= STORED DATA =

+--

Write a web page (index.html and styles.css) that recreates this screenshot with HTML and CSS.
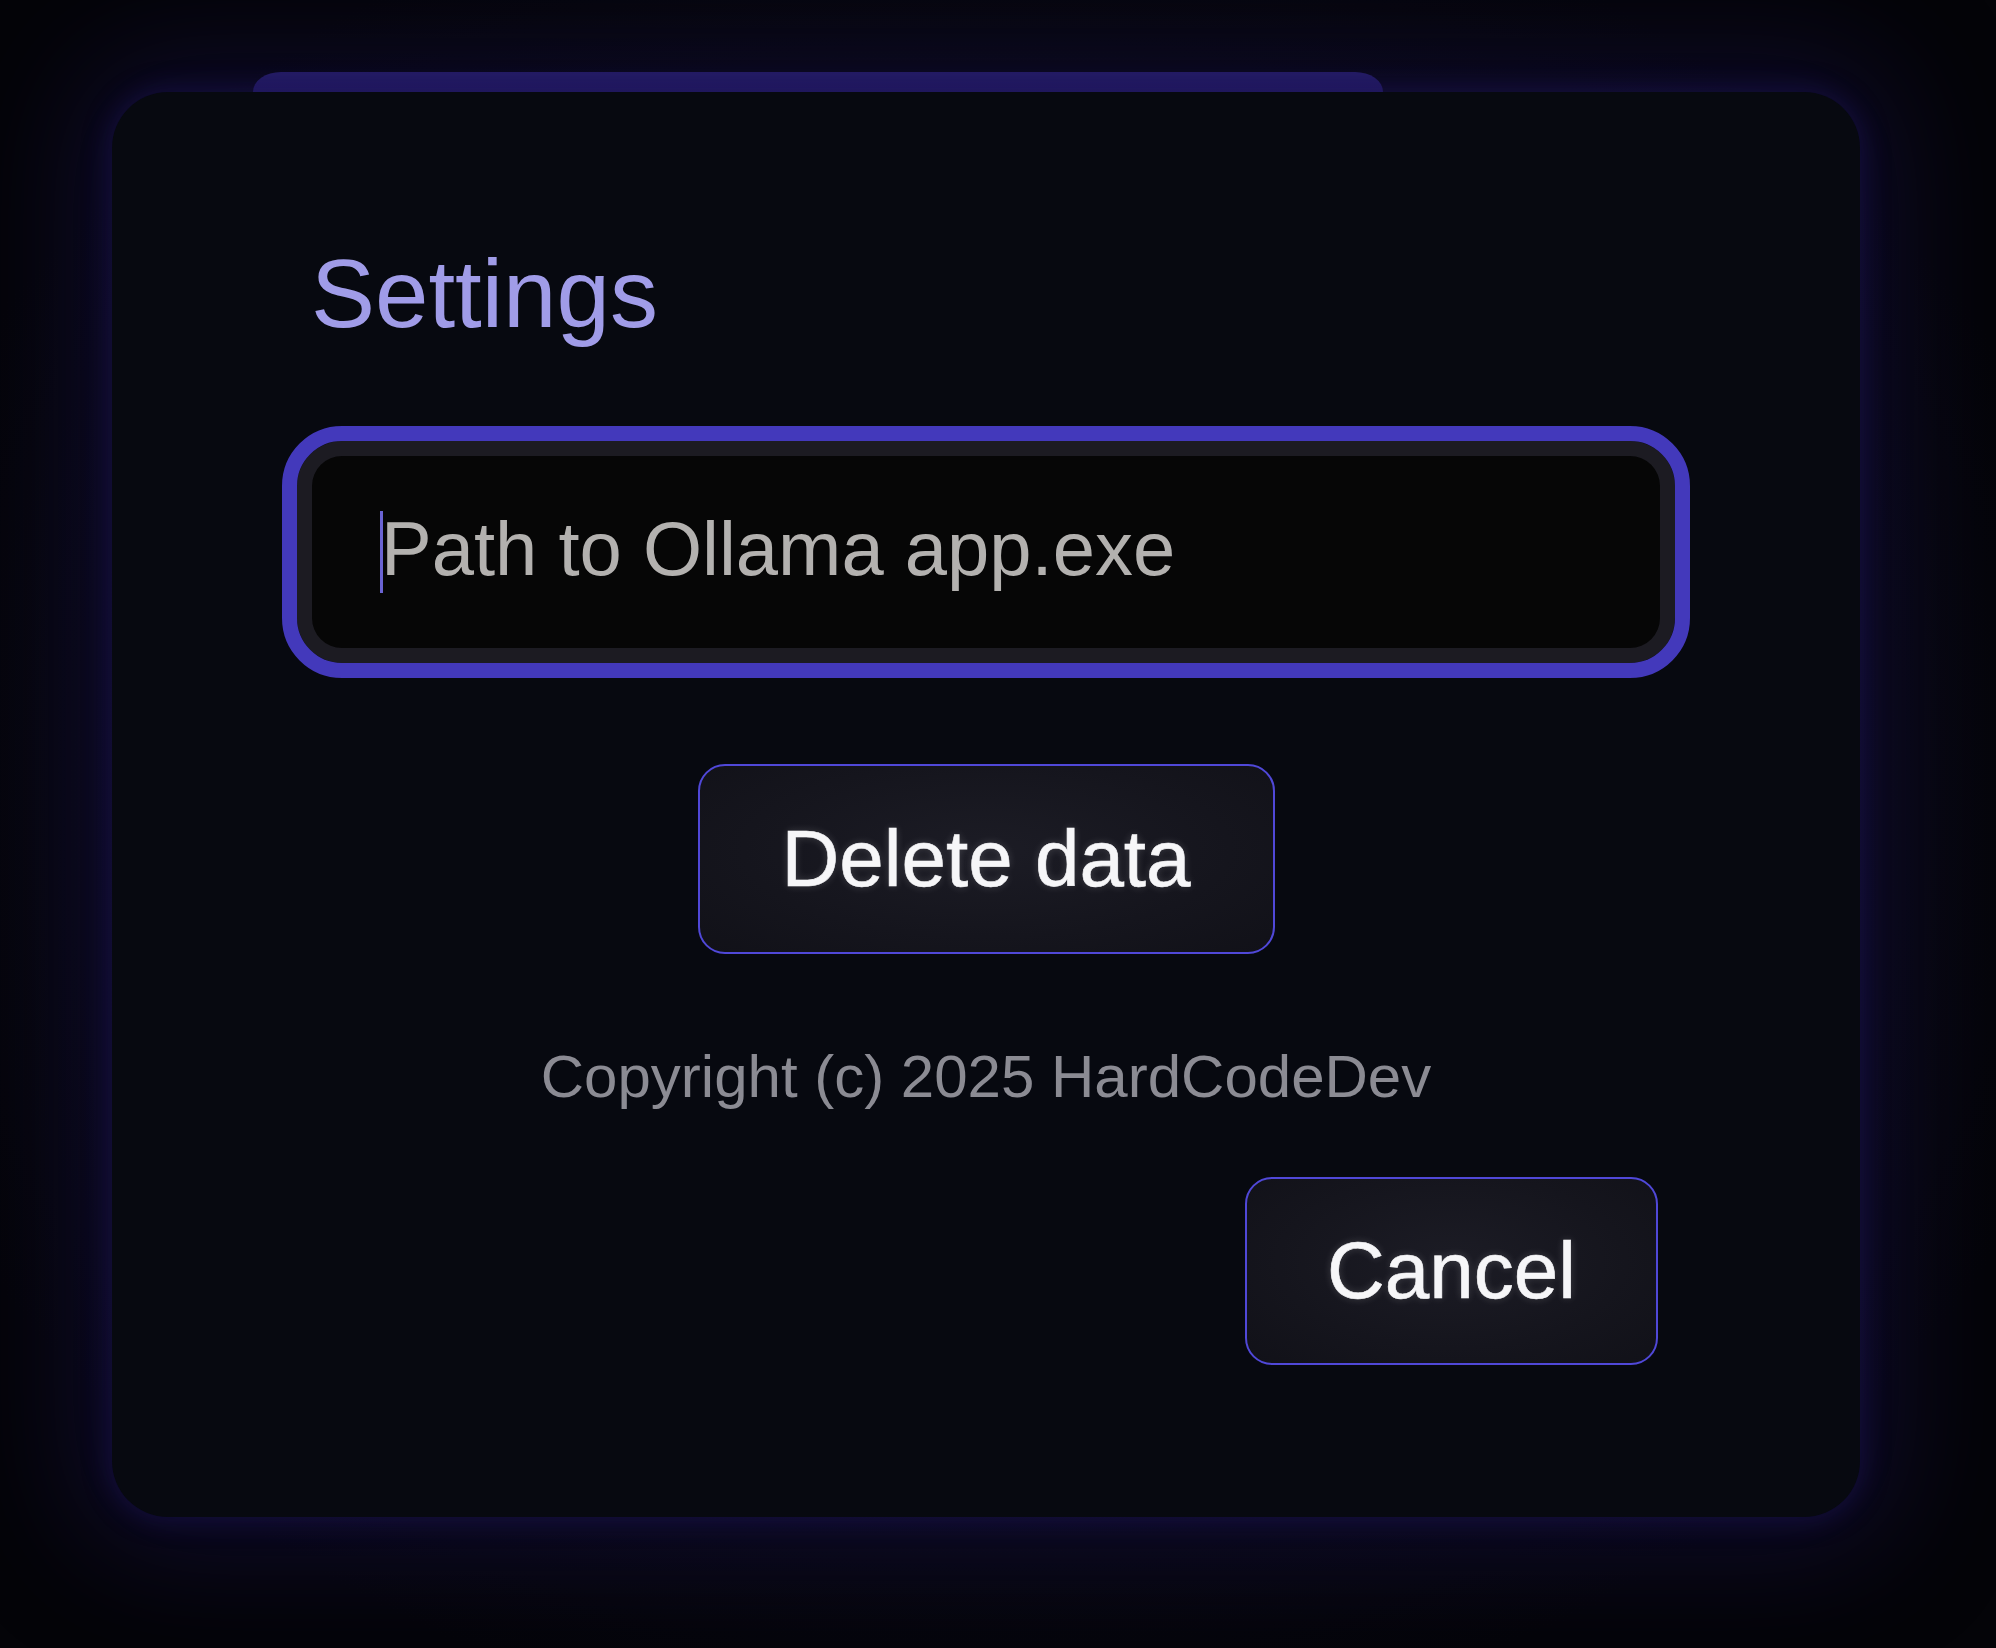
FILE: index.html
```html
<!DOCTYPE html>
<html lang="en">
<head>
<meta charset="utf-8">
<title>Settings</title>
<link rel="stylesheet" href="styles.css">
</head>
<body>
<div class="stage">
  <div class="dialog">
    <div class="tab"></div>
    <div class="card">
      <h1 class="title">Settings</h1>
      <div class="field">
        <span class="caret"></span><span class="placeholder">Path to Ollama app.exe</span>
      </div>
      <button class="btn btn-delete">Delete data</button>
      <p class="copyright">Copyright (c) 2025 HardCodeDev</p>
      <button class="btn btn-cancel">Cancel</button>
    </div>
  </div>
</div>
</body>
</html>
```

FILE: styles.css
```css
html, body {
  margin: 0;
  padding: 0;
}

body {
  width: 1996px;
  height: 1648px;
  overflow: hidden;
  background: radial-gradient(ellipse 1150px 950px at 986px 800px, #0a0918 0%, #07070f 70%, #040408 100%);
  font-family: "Liberation Sans", Arial, Helvetica, sans-serif;
}

.stage {
  padding: 72px 0 0 112px;
}

.dialog {
  width: 1748px;
  display: flex;
  flex-direction: column;
}

.tab {
  margin-left: 141px;
  width: 1130px;
  height: 20px;
  background: linear-gradient(180deg, #2b2274 0%, #261d68 100%);
  border-radius: 28px 28px 0 0 / 20px 20px 0 0;
}

.card {
  box-sizing: border-box;
  height: 1425px;
  background: #070910;
  border-radius: 56px;
  padding: 147px 170px 0 170px;
  display: flex;
  flex-direction: column;
  box-shadow:
    0 0 26px 4px rgba(36, 26, 104, 0.4),
    0 0 110px 40px rgba(22, 16, 70, 0.5);
}

.title {
  margin: 0 0 78px 29px;
  font-size: 96px;
  line-height: 109px;
  font-weight: 400;
  color: #a09ce8;
}

.field {
  box-sizing: border-box;
  height: 252px;
  border: 15px solid #4339bb;
  border-radius: 60px;
  background: #060606;
  box-shadow: inset 0 0 0 15px #1c1b22;
  display: flex;
  align-items: center;
  padding-left: 83px;
}

.caret {
  display: inline-block;
  width: 3px;
  height: 82px;
  background: #6a63d2;
  margin-right: -2px;
  position: relative;
  z-index: 1;
}

.placeholder {
  font-size: 76px;
  line-height: 86px;
  color: #b3b1af;
  position: relative;
  top: -3px;
}

.btn {
  box-sizing: border-box;
  border: 2.5px solid #5048d8;
  border-radius: 27px;
  background: radial-gradient(ellipse at 50% 45%, #1c1c25 0%, #15151d 60%, #111118 100%);
  color: #f6f6f8;
  font-family: "Liberation Sans", Arial, Helvetica, sans-serif;
  font-size: 80px;
  -webkit-text-stroke: 0.6px #f6f6f8;
  text-shadow: 0 0 8px rgba(255, 255, 255, 0.18);
  padding: 0;
  cursor: pointer;
  display: flex;
  align-items: center;
  justify-content: center;
}

.btn-delete {
  align-self: center;
  width: 577px;
  height: 190px;
  margin-top: 86px;
}

.btn-cancel {
  align-self: flex-end;
  width: 413px;
  height: 188px;
  margin-top: 64px;
  margin-right: 32px;
}

.copyright {
  margin: 87px 0 0 0;
  text-align: center;
  font-size: 60px;
  line-height: 72px;
  color: #8b8b93;
}
```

+--

Without the pictures, output the full listing exactly as it stands.

= SOLUTION TO THE EXERCISE =
Write a web page (index.html and styles.css) that recreates this screenshot with HTML and CSS.
FILE: index.html
```html
<!DOCTYPE html>
<html lang="en">
<head>
<meta charset="utf-8">
<title>Settings</title>
<link rel="stylesheet" href="styles.css">
</head>
<body>
<div class="stage">
  <div class="dialog">
    <div class="tab"></div>
    <div class="card">
      <h1 class="title">Settings</h1>
      <div class="field">
        <span class="caret"></span><span class="placeholder">Path to Ollama app.exe</span>
      </div>
      <button class="btn btn-delete">Delete data</button>
      <p class="copyright">Copyright (c) 2025 HardCodeDev</p>
      <button class="btn btn-cancel">Cancel</button>
    </div>
  </div>
</div>
</body>
</html>
```

FILE: styles.css
```css
html, body {
  margin: 0;
  padding: 0;
}

body {
  width: 1996px;
  height: 1648px;
  overflow: hidden;
  background: radial-gradient(ellipse 1150px 950px at 986px 800px, #0a0918 0%, #07070f 70%, #040408 100%);
  font-family: "Liberation Sans", Arial, Helvetica, sans-serif;
}

.stage {
  padding: 72px 0 0 112px;
}

.dialog {
  width: 1748px;
  display: flex;
  flex-direction: column;
}

.tab {
  margin-left: 141px;
  width: 1130px;
  height: 20px;
  background: linear-gradient(180deg, #2b2274 0%, #261d68 100%);
  border-radius: 28px 28px 0 0 / 20px 20px 0 0;
}

.card {
  box-sizing: border-box;
  height: 1425px;
  background: #070910;
  border-radius: 56px;
  padding: 147px 170px 0 170px;
  display: flex;
  flex-direction: column;
  box-shadow:
    0 0 26px 4px rgba(36, 26, 104, 0.4),
    0 0 110px 40px rgba(22, 16, 70, 0.5);
}

.title {
  margin: 0 0 78px 29px;
  font-size: 96px;
  line-height: 109px;
  font-weight: 400;
  color: #a09ce8;
}

.field {
  box-sizing: border-box;
  height: 252px;
  border: 15px solid #4339bb;
  border-radius: 60px;
  background: #060606;
  box-shadow: inset 0 0 0 15px #1c1b22;
  display: flex;
  align-items: center;
  padding-left: 83px;
}

.caret {
  display: inline-block;
  width: 3px;
  height: 82px;
  background: #6a63d2;
  margin-right: -2px;
  position: relative;
  z-index: 1;
}

.placeholder {
  font-size: 76px;
  line-height: 86px;
  color: #b3b1af;
  position: relative;
  top: -3px;
}

.btn {
  box-sizing: border-box;
  border: 2.5px solid #5048d8;
  border-radius: 27px;
  background: radial-gradient(ellipse at 50% 45%, #1c1c25 0%, #15151d 60%, #111118 100%);
  color: #f6f6f8;
  font-family: "Liberation Sans", Arial, Helvetica, sans-serif;
  font-size: 80px;
  -webkit-text-stroke: 0.6px #f6f6f8;
  text-shadow: 0 0 8px rgba(255, 255, 255, 0.18);
  padding: 0;
  cursor: pointer;
  display: flex;
  align-items: center;
  justify-content: center;
}

.btn-delete {
  align-self: center;
  width: 577px;
  height: 190px;
  margin-top: 86px;
}

.btn-cancel {
  align-self: flex-end;
  width: 413px;
  height: 188px;
  margin-top: 64px;
  margin-right: 32px;
}

.copyright {
  margin: 87px 0 0 0;
  text-align: center;
  font-size: 60px;
  line-height: 72px;
  color: #8b8b93;
}
```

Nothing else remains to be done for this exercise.